### Short problem
Repeat the data below exactly, dropping any pictures it holds.

### Data block
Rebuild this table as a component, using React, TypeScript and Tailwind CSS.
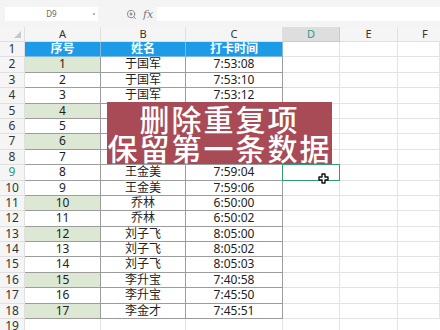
import React from 'react';
import { ZoomIn } from 'lucide-react';

// rows of the sheet: [序号, 姓名, 打卡时间, highlighted]; rows under the title box keep blank text
const rows: [string, string, string, boolean][] = [
  ['1', '于国军', '7:53:08', true],
  ['2', '于国军', '7:53:10', false],
  ['3', '于国军', '7:53:12', false],
  ['4', '', '', true],
  ['5', '', '', false],
  ['6', '', '', true],
  ['7', '', '', false],
  ['8', '王金美', '7:59:04', false],
  ['9', '王金美', '7:59:06', false],
  ['10', '乔林', '6:50:00', true],
  ['11', '乔林', '6:50:02', false],
  ['12', '刘子飞', '8:05:00', true],
  ['13', '刘子飞', '8:05:02', false],
  ['14', '刘子飞', '8:05:03', false],
  ['15', '李升宝', '7:40:58', true],
  ['16', '李升宝', '7:45:50', false],
  ['17', '李金才', '7:45:51', true],
];

const font = { fontFamily: '"Noto Sans", "Noto Sans CJK SC", sans-serif' };
const gridCols = 'grid grid-cols-[25px_76px_85px_97px_57px_58px_1fr]';
const light = 'border-r border-b border-[#e3e3e3]';
const dark = 'border-r border-b border-[#9c9c9c]';

function EmptyCells({ selectedD = false }: { selectedD?: boolean }) {
  return (
    <>
      <div className={`${light} relative`}>
        {selectedD && (
          <div className="absolute -left-px -top-px w-[58px] h-[16.4px] border-[1.5px] border-[#2f9c73]" />
        )}
      </div>
      <div className={light} />
      <div className={light} />
    </>
  );
}

export default function App() {
  return (
    <div className="w-[440px] h-[330px] overflow-hidden bg-white relative" style={font}>
      {/* toolbar */}
      <div className="h-[27px] bg-[#f4f4f4] flex items-start pt-[7px]">
        <div className="ml-[5px] w-[93px] h-[14px] bg-white flex items-center relative">
          <span className="w-full text-center text-[8px] text-[#666] leading-none">D9</span>
          <span className="absolute right-[3px] top-[6px] w-[2px] h-[2px] rounded-full bg-[#999]" />
        </div>
        <div className="ml-[28px] h-[14px] flex items-center">
          <ZoomIn className="w-[11px] h-[11px] text-[#777]" strokeWidth={1.8} />
        </div>
        <div className="ml-[6px] h-[14px] flex items-center text-[11px] italic text-[#777] leading-none" style={{ fontFamily: '"DejaVu Serif", serif' }}>
          fx
        </div>
        <div className="ml-[4px] flex-1 h-[14px] bg-white" />
      </div>

      {/* column header */}
      <div className={`${gridCols} h-[15px] bg-[#f5f5f5] text-[11px] text-[#333] leading-[14px]`}>
        <div className="border-r border-b border-[#e0e0e0] relative">
          <svg className="absolute right-[3px] bottom-[3px]" width="7" height="7" viewBox="0 0 7 7">
            <polygon points="7,0 7,7 0,7" fill="#c8c8c8" />
          </svg>
        </div>
        {['A', 'B', 'C'].map((c) => (
          <div key={c} className="border-r border-b border-[#e0e0e0] text-center">{c}</div>
        ))}
        <div className="border-r border-b border-[#c9c9c9] bg-[#dedede] text-center text-[#2e9b83]">D</div>
        <div className="border-r border-b border-[#e0e0e0] text-center">E</div>
        <div className="border-b border-[#e0e0e0] pl-[24px]">F</div>
      </div>

      {/* header row 1 */}
      <div className={`${gridCols} h-[15.4px] text-[12px] leading-[14px]`}>
        <div className="bg-[#f5f5f5] border-r border-b border-[#e0e0e0] text-center text-[#333]">1</div>
        {['序号', '姓名', '打卡时间'].map((h) => (
          <div key={h} className="bg-[#1d9be6] border-r border-b border-[#7fb9de] text-center text-white font-bold">
            {h}
          </div>
        ))}
        <EmptyCells />
      </div>

      {rows.map(([n, name, time, hi], i) => {
        const rowNo = i + 2;
        const sel = rowNo === 9;
        return (
          <div key={n} className={`${gridCols} h-[15.4px] text-[12px] leading-[14px] text-[#222]`}>
            <div className={`bg-[#f5f5f5] border-r border-b border-[#e0e0e0] text-center ${sel ? 'text-[#2e9b83]' : 'text-[#333]'}`}>
              {rowNo}
            </div>
            <div className={`${dark} text-center ${hi ? 'bg-[#dde8d4]' : ''}`}>{n}</div>
            <div className={`${dark} text-center`}>{name}</div>
            <div className={`${dark} text-center`}>{time}</div>
            <EmptyCells selectedD={sel} />
          </div>
        );
      })}

      <div className={`${gridCols} h-[12px] text-[12px] leading-[14px] overflow-hidden`}>
        <div className="bg-[#f5f5f5] border-r border-[#e0e0e0] text-center text-[#333]">19</div>
        <div className="border-r border-[#e3e3e3]" />
        <div className="border-r border-[#e3e3e3]" />
        <div className="border-r border-[#e3e3e3]" />
        <div className="border-r border-[#e3e3e3]" />
        <div className="border-r border-[#e3e3e3]" />
        <div />
      </div>

      {/* title overlay */}
      <div
        className="absolute left-[107px] top-[102px] w-[225px] h-[62px] bg-[#a84b56] text-white text-center text-[30px] leading-[29px] font-medium pt-[2px]"
        style={{ fontFamily: '"Noto Sans CJK SC", sans-serif' }}
      >
        <div className="tracking-[2px]">删除重复项</div>
        <div className="tracking-[2px] whitespace-nowrap">保留第一条数据</div>
      </div>

      {/* cell cursor */}
      <svg className="absolute left-[318px] top-[173px]" width="11" height="11" viewBox="0 0 11 11">
        <path d="M4 1h3v3h3v3H7v3H4V7H1V4h3z" fill="#fff" stroke="#111" strokeWidth="1.4" strokeLinejoin="round" />
      </svg>
    </div>
  );
}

### Solution to the exercise
Rebuild this table as a component, using React, TypeScript and Tailwind CSS.
import React from 'react';
import { ZoomIn } from 'lucide-react';

// rows of the sheet: [序号, 姓名, 打卡时间, highlighted]; rows under the title box keep blank text
const rows: [string, string, string, boolean][] = [
  ['1', '于国军', '7:53:08', true],
  ['2', '于国军', '7:53:10', false],
  ['3', '于国军', '7:53:12', false],
  ['4', '', '', true],
  ['5', '', '', false],
  ['6', '', '', true],
  ['7', '', '', false],
  ['8', '王金美', '7:59:04', false],
  ['9', '王金美', '7:59:06', false],
  ['10', '乔林', '6:50:00', true],
  ['11', '乔林', '6:50:02', false],
  ['12', '刘子飞', '8:05:00', true],
  ['13', '刘子飞', '8:05:02', false],
  ['14', '刘子飞', '8:05:03', false],
  ['15', '李升宝', '7:40:58', true],
  ['16', '李升宝', '7:45:50', false],
  ['17', '李金才', '7:45:51', true],
];

const font = { fontFamily: '"Noto Sans", "Noto Sans CJK SC", sans-serif' };
const gridCols = 'grid grid-cols-[25px_76px_85px_97px_57px_58px_1fr]';
const light = 'border-r border-b border-[#e3e3e3]';
const dark = 'border-r border-b border-[#9c9c9c]';

function EmptyCells({ selectedD = false }: { selectedD?: boolean }) {
  return (
    <>
      <div className={`${light} relative`}>
        {selectedD && (
          <div className="absolute -left-px -top-px w-[58px] h-[16.4px] border-[1.5px] border-[#2f9c73]" />
        )}
      </div>
      <div className={light} />
      <div className={light} />
    </>
  );
}

export default function App() {
  return (
    <div className="w-[440px] h-[330px] overflow-hidden bg-white relative" style={font}>
      {/* toolbar */}
      <div className="h-[27px] bg-[#f4f4f4] flex items-start pt-[7px]">
        <div className="ml-[5px] w-[93px] h-[14px] bg-white flex items-center relative">
          <span className="w-full text-center text-[8px] text-[#666] leading-none">D9</span>
          <span className="absolute right-[3px] top-[6px] w-[2px] h-[2px] rounded-full bg-[#999]" />
        </div>
        <div className="ml-[28px] h-[14px] flex items-center">
          <ZoomIn className="w-[11px] h-[11px] text-[#777]" strokeWidth={1.8} />
        </div>
        <div className="ml-[6px] h-[14px] flex items-center text-[11px] italic text-[#777] leading-none" style={{ fontFamily: '"DejaVu Serif", serif' }}>
          fx
        </div>
        <div className="ml-[4px] flex-1 h-[14px] bg-white" />
      </div>

      {/* column header */}
      <div className={`${gridCols} h-[15px] bg-[#f5f5f5] text-[11px] text-[#333] leading-[14px]`}>
        <div className="border-r border-b border-[#e0e0e0] relative">
          <svg className="absolute right-[3px] bottom-[3px]" width="7" height="7" viewBox="0 0 7 7">
            <polygon points="7,0 7,7 0,7" fill="#c8c8c8" />
          </svg>
        </div>
        {['A', 'B', 'C'].map((c) => (
          <div key={c} className="border-r border-b border-[#e0e0e0] text-center">{c}</div>
        ))}
        <div className="border-r border-b border-[#c9c9c9] bg-[#dedede] text-center text-[#2e9b83]">D</div>
        <div className="border-r border-b border-[#e0e0e0] text-center">E</div>
        <div className="border-b border-[#e0e0e0] pl-[24px]">F</div>
      </div>

      {/* header row 1 */}
      <div className={`${gridCols} h-[15.4px] text-[12px] leading-[14px]`}>
        <div className="bg-[#f5f5f5] border-r border-b border-[#e0e0e0] text-center text-[#333]">1</div>
        {['序号', '姓名', '打卡时间'].map((h) => (
          <div key={h} className="bg-[#1d9be6] border-r border-b border-[#7fb9de] text-center text-white font-bold">
            {h}
          </div>
        ))}
        <EmptyCells />
      </div>

      {rows.map(([n, name, time, hi], i) => {
        const rowNo = i + 2;
        const sel = rowNo === 9;
        return (
          <div key={n} className={`${gridCols} h-[15.4px] text-[12px] leading-[14px] text-[#222]`}>
            <div className={`bg-[#f5f5f5] border-r border-b border-[#e0e0e0] text-center ${sel ? 'text-[#2e9b83]' : 'text-[#333]'}`}>
              {rowNo}
            </div>
            <div className={`${dark} text-center ${hi ? 'bg-[#dde8d4]' : ''}`}>{n}</div>
            <div className={`${dark} text-center`}>{name}</div>
            <div className={`${dark} text-center`}>{time}</div>
            <EmptyCells selectedD={sel} />
          </div>
        );
      })}

      <div className={`${gridCols} h-[12px] text-[12px] leading-[14px] overflow-hidden`}>
        <div className="bg-[#f5f5f5] border-r border-[#e0e0e0] text-center text-[#333]">19</div>
        <div className="border-r border-[#e3e3e3]" />
        <div className="border-r border-[#e3e3e3]" />
        <div className="border-r border-[#e3e3e3]" />
        <div className="border-r border-[#e3e3e3]" />
        <div className="border-r border-[#e3e3e3]" />
        <div />
      </div>

      {/* title overlay */}
      <div
        className="absolute left-[107px] top-[102px] w-[225px] h-[62px] bg-[#a84b56] text-white text-center text-[30px] leading-[29px] font-medium pt-[2px]"
        style={{ fontFamily: '"Noto Sans CJK SC", sans-serif' }}
      >
        <div className="tracking-[2px]">删除重复项</div>
        <div className="tracking-[2px] whitespace-nowrap">保留第一条数据</div>
      </div>

      {/* cell cursor */}
      <svg className="absolute left-[318px] top-[173px]" width="11" height="11" viewBox="0 0 11 11">
        <path d="M4 1h3v3h3v3H7v3H4V7H1V4h3z" fill="#fff" stroke="#111" strokeWidth="1.4" strokeLinejoin="round" />
      </svg>
    </div>
  );
}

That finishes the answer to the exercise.